Erkeklik, tarih boyunca güçle özdeşleştirildi. Ancak bu güç, kaslardan değil, korkudan beslendi. Erkek, en çok kadının ne düşündüğünü, ne hissettiğini ve ne yapacağını bilememekten korktu. En derin korkusu ise, bir kadının karnındaki çocuğun kendisine ait olup olmadığını asla tam olarak bilememekti. Bu belirsizlik, erkekliğin temel yarası oldu.
Bu korkuyu bastırmak için erkekler, tarih boyunca kadınları kontrol altına almaya çalıştı. Kadınları eve kapattılar, nikâhla bağladılar; dinle, hukukla ve töreyle zincirlediler. Özellikle din üzerinden pek çok kılıf uydurdular ve hâlâ uyduruyorlar. Ama gerçekte mesele kontrol arzusuydu. Çünkü özgür bir kadın, erkeklerin alıştığı düzeni altüst ediyordu.
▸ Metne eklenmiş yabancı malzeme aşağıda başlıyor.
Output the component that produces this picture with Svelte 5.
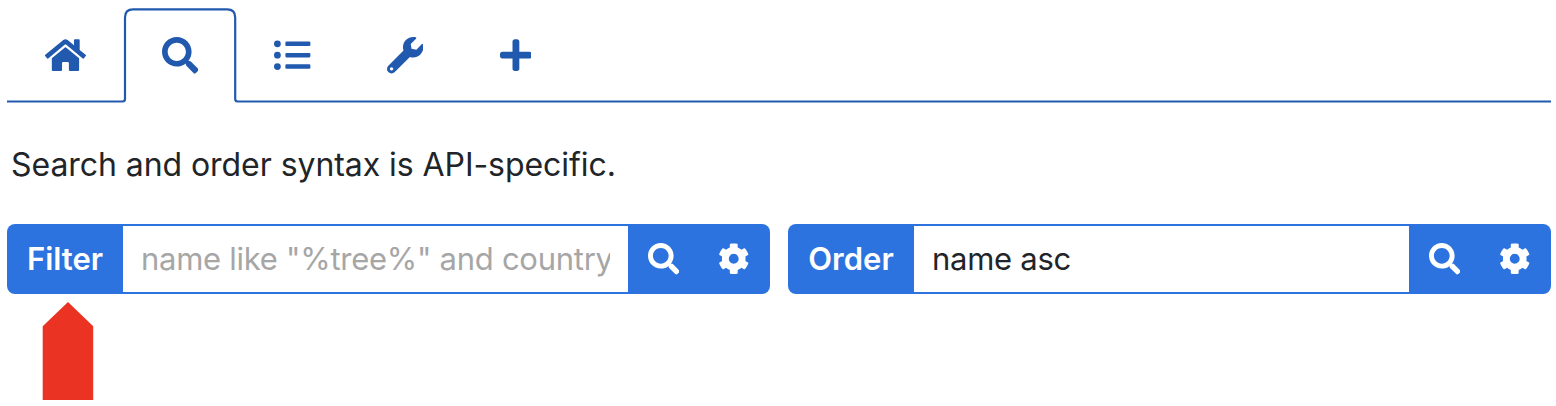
<script>
  const icons = {
    home: { w: 576, d: 'M280.37 148.26L96 300.11V464a16 16 0 0 0 16 16l112.06-.29a16 16 0 0 0 15.92-16V368a16 16 0 0 1 16-16h64a16 16 0 0 1 16 16v95.64a16 16 0 0 0 16 16.05L464 480a16 16 0 0 0 16-16V300L295.67 148.26a12.19 12.19 0 0 0-15.3 0zM571.6 251.47L488 182.56V44.05a12 12 0 0 0-12-12h-56a12 12 0 0 0-12 12v72.61L318.47 43a48 48 0 0 0-61 0L4.34 251.47a12 12 0 0 0-1.6 16.9l25.5 31A12 12 0 0 0 45.15 301l235.22-193.74a12.19 12.19 0 0 1 15.3 0L530.9 301a12 12 0 0 0 16.9-1.6l25.5-31a12 12 0 0 0-1.7-16.93z' },
    search: { w: 512, d: 'M505 442.7L405.3 343c-4.5-4.5-10.6-7-17-7H372c27.6-35.3 44-79.7 44-128C416 93.1 322.9 0 208 0S0 93.1 0 208s93.1 208 208 208c48.3 0 92.7-16.4 128-44v16.3c0 6.4 2.5 12.5 7 17l99.7 99.7c9.4 9.4 24.6 9.4 33.9 0l28.3-28.3c9.4-9.4 9.4-24.6.1-34zM208 336c-70.7 0-128-57.2-128-128 0-70.7 57.2-128 128-128 70.7 0 128 57.2 128 128 0 70.7-57.2 128-128 128z' },
    list: { w: 512, d: 'M48 48a48 48 0 1 0 48 48 48 48 0 0 0-48-48zm0 160a48 48 0 1 0 48 48 48 48 0 0 0-48-48zm0 160a48 48 0 1 0 48 48 48 48 0 0 0-48-48zm448 16H176a16 16 0 0 0-16 16v32a16 16 0 0 0 16 16h320a16 16 0 0 0 16-16v-32a16 16 0 0 0-16-16zm0-320H176a16 16 0 0 0-16 16v32a16 16 0 0 0 16 16h320a16 16 0 0 0 16-16V80a16 16 0 0 0-16-16zm0 160H176a16 16 0 0 0-16 16v32a16 16 0 0 0 16 16h320a16 16 0 0 0 16-16v-32a16 16 0 0 0-16-16z' },
    wrench: { w: 512, d: 'M507.73 109.1c-2.24-9.03-13.54-12.09-20.12-5.51l-74.36 74.36-67.88-11.31-11.31-67.88 74.36-74.36c6.62-6.62 3.43-17.9-5.66-20.16-47.38-11.74-99.55.91-136.58 37.93-39.64 39.64-50.55 97.1-34.05 147.2L18.74 402.76c-24.99 24.99-24.99 65.51 0 90.5 24.99 24.99 65.51 24.99 90.5 0l213.21-213.21c50.12 16.71 107.47 5.68 147.37-34.22 37.07-37.07 49.7-89.32 37.91-136.73zM64 472c-13.25 0-24-10.75-24-24 0-13.26 10.75-24 24-24s24 10.74 24 24c0 13.25-10.75 24-24 24z' },
    plus: { w: 448, d: 'M416 208H272V64c0-17.67-14.33-32-32-32h-32c-17.67 0-32 14.33-32 32v144H32c-17.67 0-32 14.33-32 32v32c0 17.67 14.33 32 32 32h144v144c0 17.67 14.33 32 32 32h32c17.67 0 32-14.33 32-32V304h144c17.67 0 32-14.33 32-32v-32c0-17.67-14.33-32-32-32z' },
    cog: { w: 512, d: 'M487.4 315.7l-42.6-24.6c4.3-23.2 4.3-47 0-70.2l42.6-24.6c4.9-2.8 7.1-8.6 5.5-14-11.1-35.6-30-67.8-54.7-94.6-3.8-4.1-10-5.1-14.8-2.3L380.8 110c-17.9-15.4-38.5-27.3-60.8-35.1V25.8c0-5.6-3.9-10.5-9.4-11.7-36.7-8.2-74.3-7.8-109.2 0-5.5 1.2-9.4 6.1-9.4 11.7V75c-22.2 7.9-42.8 19.8-60.8 35.1L88.7 85.5c-4.9-2.8-11-1.9-14.8 2.3-24.7 26.7-43.6 58.9-54.7 94.6-1.7 5.4.6 11.2 5.5 14L67.3 221c-4.3 23.2-4.3 47 0 70.2l-42.6 24.6c-4.9 2.8-7.1 8.6-5.5 14 11.1 35.6 30 67.8 54.7 94.6 3.8 4.1 10 5.1 14.8 2.3l42.6-24.6c17.9 15.4 38.5 27.3 60.8 35.1v49.2c0 5.6 3.9 10.5 9.4 11.7 36.7 8.2 74.3 7.8 109.2 0 5.5-1.2 9.4-6.1 9.4-11.7v-49.2c22.2-7.9 42.8-19.8 60.8-35.1l42.6 24.6c4.9 2.8 11 1.9 14.8-2.3 24.7-26.7 43.6-58.9 54.7-94.6 1.5-5.5-.7-11.3-5.6-14.1zM256 336c-44.1 0-80-35.9-80-80s35.9-80 80-80 80 35.9 80 80-35.9 80-80 80z' }
  };
  const tabs = ['home', 'search', 'list', 'wrench', 'plus'];
  let filter = $state('');
  let order = $state('name asc');
</script>

{#snippet icon(name)}
  <svg class="icon" viewBox="0 0 {icons[name].w} 512" aria-hidden="true"><path d={icons[name].d} /></svg>
{/snippet}

<main>
  <nav>
    <svg class="outline" viewBox="0 0 1544 104" aria-hidden="true">
      <path d="M0 101.5H115.5Q118 101.5 118 99V17.4Q118 9.4 126 9.4H220.2Q228.2 9.4 228.2 17.4V99Q228.2 101.5 230.7 101.5H1544" />
    </svg>
    {#each tabs as name}
      <button class="tab {name}">{@render icon(name)}</button>
    {/each}
  </nav>

  <p>Search and order syntax is API-specific.</p>

  <div class="groups">
    <div class="group filter">
      <label for="filter">Filter</label>
      <input id="filter" bind:value={filter} placeholder={'name like "%tree%" and country like "%land%"'} />
      <button>{@render icon('search')}</button>
      <button>{@render icon('cog')}</button>
    </div>
    <div class="group order">
      <label for="order">Order</label>
      <input id="order" bind:value={order} />
      <button>{@render icon('search')}</button>
      <button>{@render icon('cog')}</button>
    </div>
  </div>

  <svg class="marker" viewBox="0 0 52 98" aria-hidden="true"><path d="M.7 24.2L26 0 51.2 24.2V98H.7z" /></svg>
</main>

<style>
  :global(body) { background: #fff; }
  main {
    box-sizing: border-box;
    height: 406px;
    padding: 0 5px 0 7px;
    overflow: hidden;
    font-family: Inter, "Liberation Sans", sans-serif;
    color: #212529;
  }
  button { border: 0; padding: 0; background: none; color: inherit; display: flex; align-items: center; justify-content: center; }
  .icon { display: block; height: 1em; fill: currentColor; }
  nav { position: relative; display: flex; height: 104px; padding-left: 2px; box-sizing: border-box; }
  .outline { position: absolute; left: 0; top: 0; width: 1544px; height: 104px; fill: none; stroke: #2159ae; stroke-width: 2.2; }
  .tab { height: 110.8px; font-size: 36.4px; color: #2159ae; }
  .home { width: 113px; }
  .search { width: 116px; }
  .list { width: 109px; }
  .wrench { width: 116px; }
  .plus { width: 105px; }
  p { margin: 38px 0 0 4px; height: 46px; line-height: 46px; font-size: 32px; letter-spacing: -0.06px; white-space: nowrap; }
  .groups { display: flex; gap: 18px; margin-top: 36px; }
  .group {
    display: flex;
    box-sizing: border-box;
    width: 763px;
    height: 70px;
    padding: 2px 0;
    border-radius: 8px;
    background: #2d73df;
    color: #fff;
  }
  label { display: flex; align-items: center; justify-content: center; box-sizing: border-box; width: 116px; padding-bottom: 2px; font-size: 31px; font-weight: 600; }
  .order label { width: 126px; }
  input {
    box-sizing: border-box;
    flex: 1;
    min-width: 0;
    padding: 0 18px 2px;
    border: 0;
    border-radius: 0;
    outline: 0;
    background: #fff;
    color: #212529;
    font: inherit;
    font-size: 31px;
    letter-spacing: -0.27px;
  }
  input::placeholder { color: #a6a6a6; opacity: 1; }
  .group button { width: 71px; font-size: 31.5px; }
  .group button + button { width: 71px; padding-right: 2px; }
  .marker { display: block; width: 52px; height: 98px; margin: 8px 0 0 35px; fill: #ea3323; }
</style>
Özgür kadın, başıboş ya da sorumsuz biri değildir; baskıları aşarak kendi iradesiyle karar alan, eşitlik için mücadele eden, ruhundaki güçle topluma katkı sağlayan kadındır. Osmanlı’dan Cumhuriyet’e eğitim için direnenler ve dünyada oy hakkı için savaşanlar gibi, özgür kadın kaos değil, adalet yaratır.
Bu özgürlük, bazı erkekleri ürküttü; karşılarında özgür bir kadın gördüklerinde ya içlerine kapandılar ya da saldırganlaştılar. Günümüzde kadına yönelik şiddet ve kadın cinayetleri, bu kontrol arzusunun en karanlık yansımasıdır. Geçmişin gelenekleriyle şekillenmiş zihinler, özgür kadını hâlâ tehdit olarak görüyor; kontrol edemeyen bazı erkekler şiddete başvuruyor ve hatta bir kadının hayatına son verebiliyor.
Kadınlar bu baskıya boyun eğmedi. 19. yüzyılda süfrajet hareketiyle oy hakkını kazandılar; 20. yüzyılda iş dünyasında, bilimde ve siyasette lider oldular. Bugün kadınlar, teknoloji devlerinden sanat sahnelerine kadar dünyayı yeniden şekillendiriyor. Türkiye’de 2023’te kadınların iş gücüne katılım oranı %35’e ulaşırken, dünya genelinde kadın CEO’ların sayısı her geçen yıl artıyor. Bu değişim, erkek egemen hiyerarşiyi sarsıyor.
Ama bazı erkekler hâlâ geçmişin gölgesine sığınıyor. Kadına yönelik şiddet, dünya genelinde ciddi bir sorun: 2021’de Birleşmiş Milletler (BM) verilerine göre her üç kadından biri, hayatında en az bir kez şiddete maruz kaldı. Şiddet, para veya yasalar, kontrolü geri alma çabası olarak kullanılıyor. Oysa kadınlar, sorumlu ve tarihsel başarılarla şekillenmiş özgürlükleriyle bu düzeni çoktan yıktı.
Gerçek cesaret, bir kadının özgürlüğünü – yani kendi iradesiyle yaşama ve toplumu dönüştürme gücünü – tehdit olarak görmek yerine, onunla eşit bir dünyada yaşamayı öğrenmektir. Korkularıyla yüzleşemeyen erkek, kendi yetersizliğiyle kavga etmeye mahkûmdur. Kadınlar ise artık, sadece çocuk değil, yeni bir dünya doğuruyor.
Ve bu dünyada, kimse kimseyi kontrol edemeyecek gibi görünüyor.
Eski dünyanın din, mezhep, gelenek ve görenekleriyle kadını kontrol etmeye çalışan, yeni dünyanın dinamiklerine uyum sağlayamayan erkeklere: Geçmiş olsun.